The sixth-seeded American won the last three games of the final set to beat Kazakhstani wildcard Yaroslava Shvedova 6-1, 2-6, 7-5, in cool and gusty conditions on Court 2.
Williams hopped in joy with both feet in the air after hitting a big forehand that forced an error by Shvedova on the first match point, ending a hard-hitting contest that lasted nearly two hours.
While Serena was battling Shvedova, Kvitova and former French Open champion Schiavone were slogging it out on Court No. 3, where Kvitova finally eked out a hard-fought 4-6, 7-5, 6-1 win.

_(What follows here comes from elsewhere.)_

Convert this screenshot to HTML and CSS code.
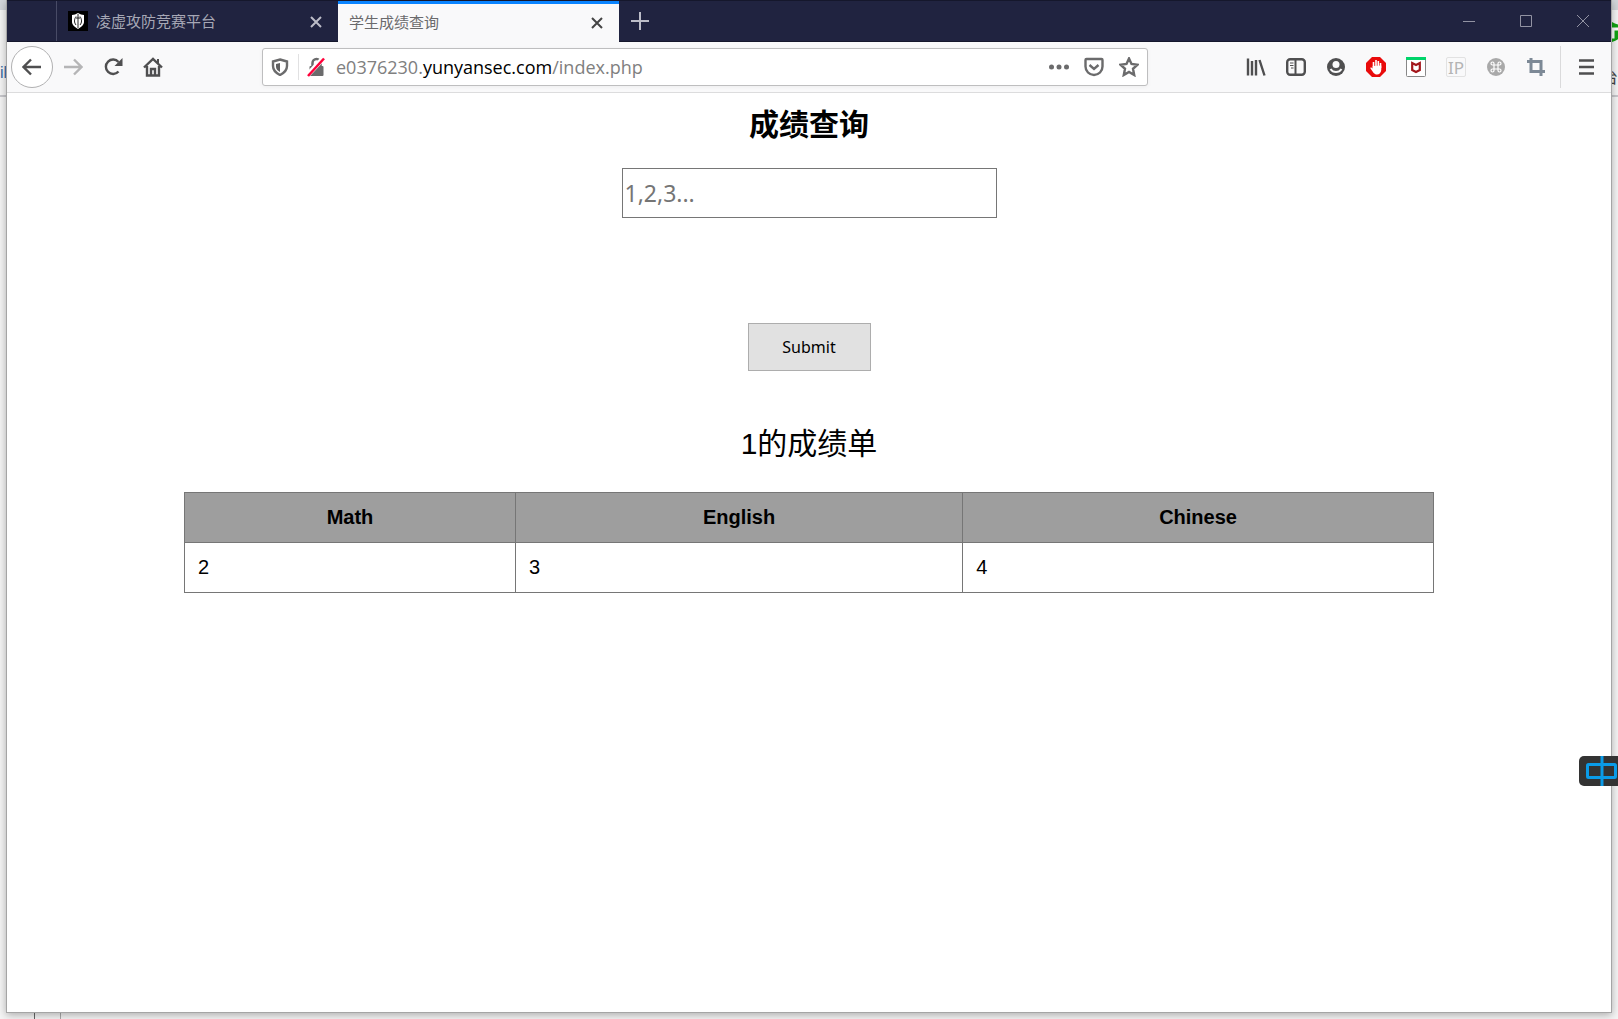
FILE: index.html
```html
<!DOCTYPE html>
<html lang="zh-CN">
<head>
  <meta charset="UTF-8">
  <meta name="viewport" content="width=device-width, initial-scale=1.0">
  <title>学生成绩查询</title>
  <link rel="stylesheet" href="styles.css">
</head>
<body>

<!-- window lying behind the browser, only its edges show -->
<div class="backdrop">
  <div class="back-tabs"></div>
  <div class="back-bar">
    <span class="back-left">il</span>
    <span class="back-right">台</span>
  </div>
  <svg class="back-shield" viewBox="0 0 20 20"><path d="M10 0C7 2 4 3 0 3v8c0 4 4 7 10 9 6-2 10-5 10-9V3c-4 0-7-1-10-3z" fill="#12a312"/><path d="M5 7h11M11 7v8H8" fill="none" stroke="#fff" stroke-width="3"/></svg>
  <div class="back-foot"></div>
</div>

<div class="window">
  <header class="titlebar">
    <div class="tab">
      <svg class="favicon" viewBox="0 0 20 20"><path d="M0 0h20v20H0z" fill="#000"/><path d="M10 2c2 1 4 2 6 2v7c0 3-3 5-6 7-3-2-6-4-6-7V4c2 0 4-1 6-2z" fill="#fff"/><path d="M10 3v14M8 5.500c-2 3-2 6 0 8.500M12 5.500c2 3 2 6 0 8.500M8 7h4" fill="none" stroke="#222" stroke-width="1"/></svg>
      <span class="tab-title">凌虚攻防竞赛平台</span>
      <button class="tab-close" aria-label="关闭"><svg viewBox="0 0 14 14"><path d="M2 2l10 10M12 2L2 12"/></svg></button>
    </div>
    <div class="tab active">
      <span class="tab-title">学生成绩查询</span>
      <button class="tab-close" aria-label="关闭"><svg viewBox="0 0 14 14"><path d="M2 2l10 10M12 2L2 12"/></svg></button>
    </div>
    <button class="new-tab" aria-label="新标签页"><svg viewBox="0 0 18 18"><path d="M9 0v18M0 9h18"/></svg></button>
    <div class="controls">
      <button aria-label="最小化"><svg viewBox="0 0 14 14"><path d="M1 7.500h12"/></svg></button>
      <button aria-label="最大化"><svg viewBox="0 0 14 14"><path d="M1.500 1.500h11v11h-11z"/></svg></button>
      <button aria-label="关闭窗口"><svg viewBox="0 0 14 14"><path d="M1 1l12 12M13 1L1 13"/></svg></button>
    </div>
  </header>

  <nav class="toolbar">
    <button class="back" aria-label="后退"><svg viewBox="0 0 20 20"><path d="M19 10H2M9 2.500L1.500 10 9 17.500"/></svg></button>
    <button class="forward" aria-label="前进"><svg viewBox="0 0 20 20"><path d="M1 10h17M11 2.500l7.500 7.500-7.500 7.500"/></svg></button>
    <button aria-label="刷新"><svg viewBox="0 0 20 20"><path d="M15.500 14.500A7.200 7.200 0 1 1 15.500 5"/><path d="M19.500 1v8h-8z" fill="#4f4f50" stroke="none"/></svg></button>
    <button aria-label="主页"><svg viewBox="0 0 20 20"><path d="M1 10.500l9-8.500 9 8.500M4 9v9.500h12V9"/><path d="M8 18v-6h4v6"/><path d="M14 2h2v4h-2z" stroke="none" fill="#4f4f50"/></svg></button>

    <div class="urlbar">
      <svg class="shield" viewBox="0 0 18 18"><path d="M9 1.500l7 2V8c0 4-3 7-7 9-4-2-7-5-7-9V3.500z"/><path d="M9 5l-4 1v3c0 2 2 4 4 5z" fill="#5f5f60" stroke="none"/></svg>
      <svg class="lock" viewBox="0 0 20 20"><path d="M6 9V6a4 4 0 0 1 8 0v3" fill="none" stroke="#6b6b6c" stroke-width="2.500"/><rect x="3" y="9" width="14" height="10" rx="1" fill="#6b6b6c" stroke="none"/><path d="M1 18L17 1" stroke="#fff" stroke-width="5"/><path d="M1.500 19L17.500 1.500" stroke="#ff0039" stroke-width="2.500"/></svg>
      <a class="url" href="#">e0376230.<b>yunyansec.com</b>/index.php</a>
      <button aria-label="页面操作"><svg viewBox="0 0 20 20"><g fill="#6b6b6c" stroke="none"><circle cx="2.500" cy="10" r="2.500"/><circle cx="10" cy="10" r="2.500"/><circle cx="17.500" cy="10" r="2.500"/></g></svg></button>
      <button aria-label="Pocket"><svg viewBox="0 0 20 20"><path d="M2.500 2h15q1 0 1 1v6.500a8.500 8.500 0 0 1-17 0V3q0-1 1-1z"/><path d="M5.500 8l4.500 4 4.500-4"/></svg></button>
      <button aria-label="书签"><svg viewBox="0 0 20 20"><path d="M10 1.500l2.500 5.500 6 .7-4.500 4.100 1.200 6.200L10 15l-5.200 3L6 11.800 1.500 7.700l6-.7z"/></svg></button>
    </div>

    <button aria-label="书库"><svg viewBox="0 0 20 20"><path d="M2 1.500v17M6 4v14.500M10 3v15.500M13.500 3l5 15.500"/></svg></button>
    <button aria-label="侧栏"><svg viewBox="0 0 20 20"><rect x="1.200" y="2.200" width="17.600" height="15.600" rx="3"/><path d="M9.500 2v16" stroke-width="2"/><path d="M4 6h3.500M4 8.500h3.500M5 11h2.500" stroke-width="1"/></svg></button>
    <button aria-label="账户"><svg viewBox="0 0 20 20"><circle cx="10" cy="10" r="9" fill="#4f4f50" stroke="none"/><circle cx="10" cy="7.500" r="3.500" fill="#f9f9fa" stroke="none"/><path d="M4.500 12a6.500 6.500 0 0 0 11 0" stroke="#f9f9fa" stroke-width="2"/></svg></button>
    <button aria-label="广告拦截"><svg viewBox="0 0 20 20"><path d="M6 0h8l6 6v8l-6 6H6l-6-6V6z" fill="#e90b0b" stroke="none"/><path d="M7.500 11V5M10 10V3M12.300 10V4M14.500 11V6" stroke="#fff" stroke-width="1.600"/><path d="M6.700 9l8.600-.5v4c0 3-2 5-4.300 5S7.500 16 4.500 11.500c-.5-1 .8-1.500 2.200 0z" fill="#fff" stroke="none"/></svg></button>
    <button aria-label="McAfee"><svg viewBox="0 0 20 20"><rect x=".5" y=".5" width="19" height="19" rx="1" fill="#fff" stroke="#888" stroke-width="1"/><path d="M0 0h20v3H0z" fill="#00d46a" stroke="none"/><path d="M6.200 6v7l3.800 2 3.800-2V6L10 8z" stroke="#a3151a" stroke-width="2.200"/></svg></button>
    <button class="ip" aria-label="IP">IP</button>
    <button aria-label="命令"><svg viewBox="0 0 20 20"><circle cx="10" cy="10" r="9" fill="#a9a9a9" stroke="none"/><path d="M8 8h4v4H8zM8 8H6.500A1.500 1.500 0 1 1 8 6.500zM12 8V6.500A1.500 1.500 0 1 1 13.500 8zM12 12h1.500a1.500 1.500 0 1 1-1.500 1.500zM8 12v1.500A1.500 1.500 0 1 1 6.500 12z" stroke="#fff" stroke-width="1.200"/></svg></button>
    <button class="crop" aria-label="截图"><svg viewBox="0 0 20 20"><path d="M1 4.500h14V19M5 1v13.500h14"/></svg></button>
    <button class="menu" aria-label="菜单"><svg viewBox="0 0 20 20"><path d="M3 3.500h15M3 10h15M3 16.500h15"/></svg></button>
  </nav>

  <main>
    <h1>成绩查询</h1>
    <form>
      <input type="text" name="id" placeholder="1,2,3..." aria-label="成绩查询">
      <button type="submit">Submit</button>
    </form>
    <p class="result-title">1的成绩单</p>
    <table>
      <thead>
        <tr><th class="math">Math</th><th class="english">English</th><th class="chinese">Chinese</th></tr>
      </thead>
      <tbody>
        <tr><td>2</td><td>3</td><td>4</td></tr>
      </tbody>
    </table>
  </main>
</div>

<div class="ime">
  <svg viewBox="0 0 32 30"><rect x="2.500" y="8.500" width="28" height="13" rx="1"/><path d="M17 0v30"/></svg>
</div>

</body>
</html>
```
FILE: styles.css
```css
* {
  box-sizing: border-box;
}

body {
  margin: 0;
  min-height: 100vh;
  display: flex;
  flex-direction: column;
  position: relative;
  overflow: hidden;
  background: #f5f5f5;
  font-family: "Liberation Sans", "Noto Sans CJK SC", sans-serif;
}

button {
  padding: 0;
  border: none;
  background: none;
  display: flex;
  align-items: center;
  justify-content: center;
  flex-shrink: 0;
}

svg {
  display: block;
  flex-shrink: 0;
}

/* window behind */
.backdrop {
  position: absolute;
  inset: 0;
  overflow: hidden;
}

.back-tabs {
  height: 10px;
  background: #d3d6da;
}

.back-bar {
  height: 87px;
  padding-top: 54px;
  border-bottom: 2px solid #c8c8cc;
  display: flex;
  justify-content: space-between;
  font-size: 16px;
  color: #3a6ea5;
}

.back-right {
  width: 6px;
  direction: rtl;
  color: #444;
}

.back-shield {
  position: absolute;
  right: -4px;
  top: 22px;
  width: 20px;
  height: 20px;
}

.back-foot {
  position: absolute;
  left: 34px;
  bottom: 0;
  width: 27px;
  height: 7px;
  border-left: 1px solid #666;
  border-right: 1px solid #aaa;
}

.window {
  flex: 1;
  display: flex;
  flex-direction: column;
  position: relative;
  margin: 0 6px 6px;
  border: 1px solid #a5a5a5;
  border-top: none;
  background: #fff;
  box-shadow: 0 2px 8px rgba(0, 0, 0, 0.3);
}

/* tabs */
.titlebar {
  height: 42px;
  padding-left: 49px;
  display: flex;
  background: #202340;
  border-top: 1px solid #15172c;
  border-bottom: 1px solid #15172c;
}

.tab {
  width: 282px;
  height: 40px;
  padding: 0 15px 2px 11px;
  display: flex;
  align-items: center;
  border-left: 1px solid #484b66;
  color: #a6a7b5;
  font-size: 15px;
}

.tab.active {
  width: 281px;
  height: 41px;
  padding-bottom: 4px;
  background: #f9f9fa;
  border-left: none;
  border-top: 3px solid #0a84ff;
  color: #6a6a6c;
}

.favicon {
  width: 20px;
  height: 20px;
  margin: 2px 8px 0 0;
}

.tab-title {
  flex: 1;
}

.tab-close {
  margin-top: 3px;
}

.tab-close svg {
  width: 14px;
  height: 14px;
}

.tab-close svg,
.new-tab svg {
  fill: none;
  stroke: #bcbdc8;
  stroke-width: 2;
}

.tab.active .tab-close svg {
  stroke: #444;
}

.new-tab {
  width: 42px;
}

.new-tab svg {
  width: 18px;
  height: 18px;
}

.controls {
  margin-left: auto;
  display: flex;
}

.controls button {
  width: 57px;
}

.controls svg {
  width: 14px;
  height: 14px;
  fill: none;
  stroke: #9293a3;
  stroke-width: 1;
}

/* navigation bar */
.toolbar {
  height: 51px;
  padding-left: 4px;
  display: flex;
  align-items: center;
  background: #f9f9fa;
  border-bottom: 1px solid #dcdcdd;
}

.toolbar button {
  width: 40px;
  height: 40px;
}

.toolbar svg {
  width: 20px;
  height: 20px;
  fill: none;
  stroke: #4f4f50;
  stroke-width: 2.4;
}

.toolbar .back {
  width: 42px;
  height: 42px;
  border: 1px solid #b1b1b2;
  border-radius: 50%;
  background: #fff;
}

.toolbar .forward svg {
  stroke: #b5b5b6;
}

.urlbar {
  flex: 1;
  height: 38px;
  margin: 0 88px 0 89px;
  padding: 0 1px 0 8px;
  display: flex;
  align-items: center;
  background: #fff;
  border: 1px solid #bebebf;
  border-radius: 3px;
  box-shadow: 0 1px 4px rgba(0, 0, 0, 0.05);
}

.urlbar button {
  width: 35px;
  height: 36px;
}

.toolbar .urlbar svg {
  stroke: #6b6b6c;
}

.toolbar .urlbar .shield {
  width: 18px;
  height: 18px;
}

.toolbar .urlbar .lock {
  width: 36px;
  height: 26px;
  margin: 0 2px 0 9px;
  padding: 3px 7px;
  border-left: 1px solid #e1e1e2;
}

.url {
  flex: 1;
  font-family: "Open Sans", "Noto Sans", sans-serif;
  font-size: 18px;
  color: #808080;
  text-decoration: none;
}

.url b {
  font-weight: normal;
  color: #000;
}

.toolbar .ip {
  width: 20px;
  height: 20px;
  margin: 0 10px;
  border: 1px solid #e2e2e2;
  border-radius: 2px;
  font: 17px "Noto Sans", sans-serif;
  color: #b4b4b4;
}

.toolbar .crop svg {
  stroke: #7d8996;
  stroke-width: 3;
}

.toolbar .menu {
  width: 51px;
  height: 42px;
  margin-left: 4px;
  border-left: 1px solid #dadadb;
}

/* page */
main {
  padding: 0 177px;
  display: flex;
  flex-direction: column;
  align-items: center;
}

h1 {
  margin: 10px 0 21px;
  font-size: 30px;
  line-height: 44px;
}

form {
  display: flex;
  flex-direction: column;
  align-items: center;
  gap: 105px;
}

form input {
  width: 375px;
  height: 50px;
  padding: 0 2px;
  border: 1px solid #767676;
  font: 23px "Noto Sans", sans-serif;
}

form input::placeholder {
  color: #757575;
}

form button {
  width: 123px;
  height: 48px;
  background: #e1e1e1;
  border: 1px solid #adadad;
  font: 16px "Noto Sans", sans-serif;
  color: #000;
}

.result-title {
  margin: 51px 0 26px;
  font-size: 30px;
  line-height: 44px;
}

table {
  width: 100%;
  table-layout: fixed;
  border-collapse: collapse;
  font-size: 20px;
  line-height: 25px;
}

th,
td {
  padding: 12px 13px;
  border: 1px solid #767676;
  text-align: left;
}

th {
  background: #9e9e9e;
  text-align: center;
}

.math {
  width: 26.5%;
}

.english {
  width: 35.8%;
}

.chinese {
  width: 37.7%;
}

/* input method badge */
.ime {
  position: absolute;
  right: 0;
  top: 756px;
  width: 39px;
  height: 30px;
  padding-left: 6px;
  background: #333;
  border-radius: 5px 0 0 5px;
}

.ime svg {
  width: 32px;
  height: 30px;
  fill: none;
  stroke: #0a9be8;
  stroke-width: 3;
}
```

In a match between two former Grand Slam tournament winners, both players struggled in the wind on Court 3. Kvitova wasted 10 break points in the first set. She finally broke back for 2-2 in the second when Schiavone double-faulted. The fourth-seeded Czech, however, took charge by jumping to a 5-0 lead in the third set and served out the match at love.
Schiavone, the 2010 French Open winner, won the first set despite hitting just two winners and making 16 unforced errors. Kvitova then won the second despite having four winners and 14 unforced errors.
"I didn't want to lose today and I thought, 'Just stay relaxed'," Williams said. "I knew the whole match I could play better."
It was the second straight tough three-set victory for Williams, who won 9-7 in the third to beat Zheng Jie in the previous round.
"I feel fine," she said. "I'm not tired. I'm not anything. I feel good. I feel like, bottom line, I can play so much better than what I have been playing ... You know me. I'm never satisfied."
The match ended in a slight drizzle, with play suspended on some of the other courts. Shvedova removed her glasses in the final two games to keep the lenses from getting wet.
"I think we both wanted to keep playing because it was so deep into the match," Williams said. "I didn't want to stop."
The first player to reach the quarters was 37th-ranked Austrian Tamira Paszek, who beat Italy's Roberta Vinci 6-2, 6-2 to reach the last-eight for the second year in a row.